Die Stadtbewohner selbst bauten gern sogenannte "Fujizuka", kleine Hügel in Form des Fuji. Pilgerfahrten zum Berg wurden immer beliebter, und Menschen, die aus welchen Gründen auch immer nicht daran teilnehmen konnten, bestiegen stattdessen eine der Miniaturen. Verglichen mit dem Fuji waren diese Bauwerke klein - etwa 15 Meter hoch - mit einem Tor am Fuß und einem kleinen Schrein auf dem Gipfel. Ein solcher Hügel ist auf Hiroshiges Holzschnitt "Neuer Fuji von Meguro" abgebildet.

Es gab auch einen "Alten Fuji in Meguro", der in dem gleichnamigen Ukiyo-e aus derselben Serie abgebildet ist. Diese beiden Hügel zogen viele Pilger an, und es gab insgesamt sieben solcher Bauwerke in Edo.

Eines der berühmtesten Haiku über den Berg Fuji wurde im 18. Jahrhundert von dem Dichter Kobayashi Issa verfasst:

かたつむり
そろそろ登れ
富士の山

„Katatsumuri
sorosoro nobore
fuji no yama“

„Die kleine Schnecke
ganz langsam steigt sie hinauf
auf den Berg Fuji"

Die Besteigung des Fujiyama wird nicht nur als physischer Anstrengung betrachtet, sondern als ein Weg zur spirituellen Erleuchtung.
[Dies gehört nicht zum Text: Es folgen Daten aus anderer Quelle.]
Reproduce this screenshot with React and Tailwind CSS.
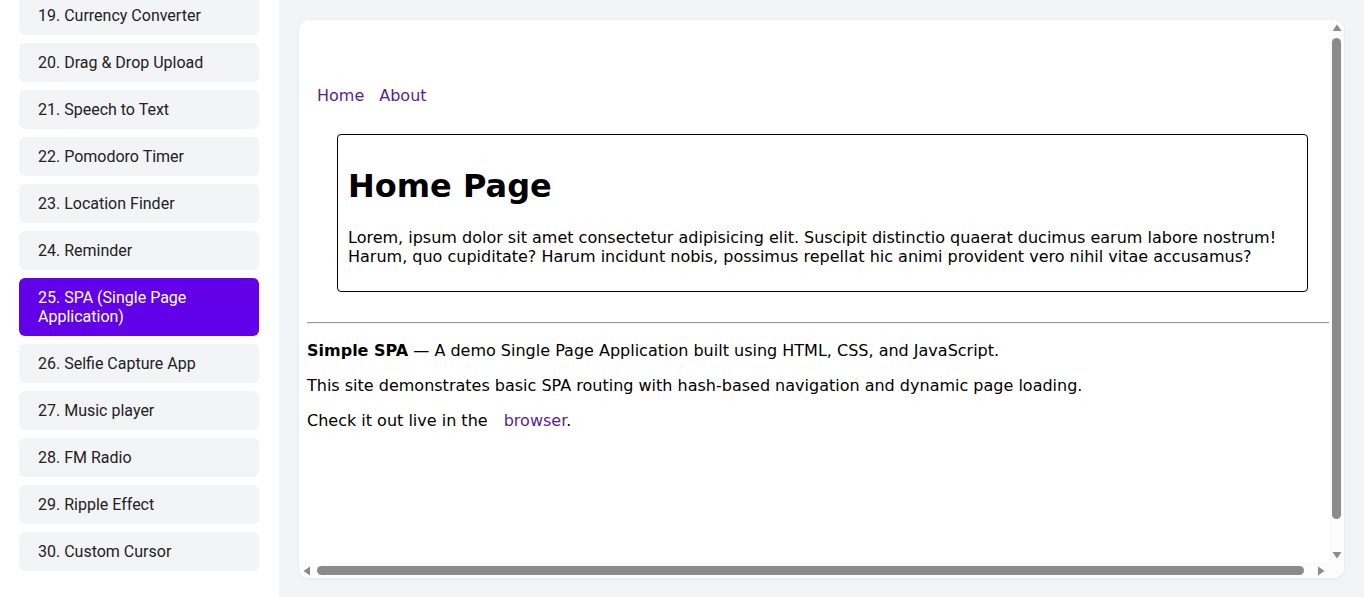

In der alten Shinto-Tradition kleiden sich die Pilger in weiße Gewänder und breite Strohhüte und gehen langsam den Berg hinauf, während sie die Glocke läuten und das Mantra "Mögen unsere sechs Sinne rein sein, möge das Wetter auf dem ehrwürdigen Berg immer klar sein" rezitieren.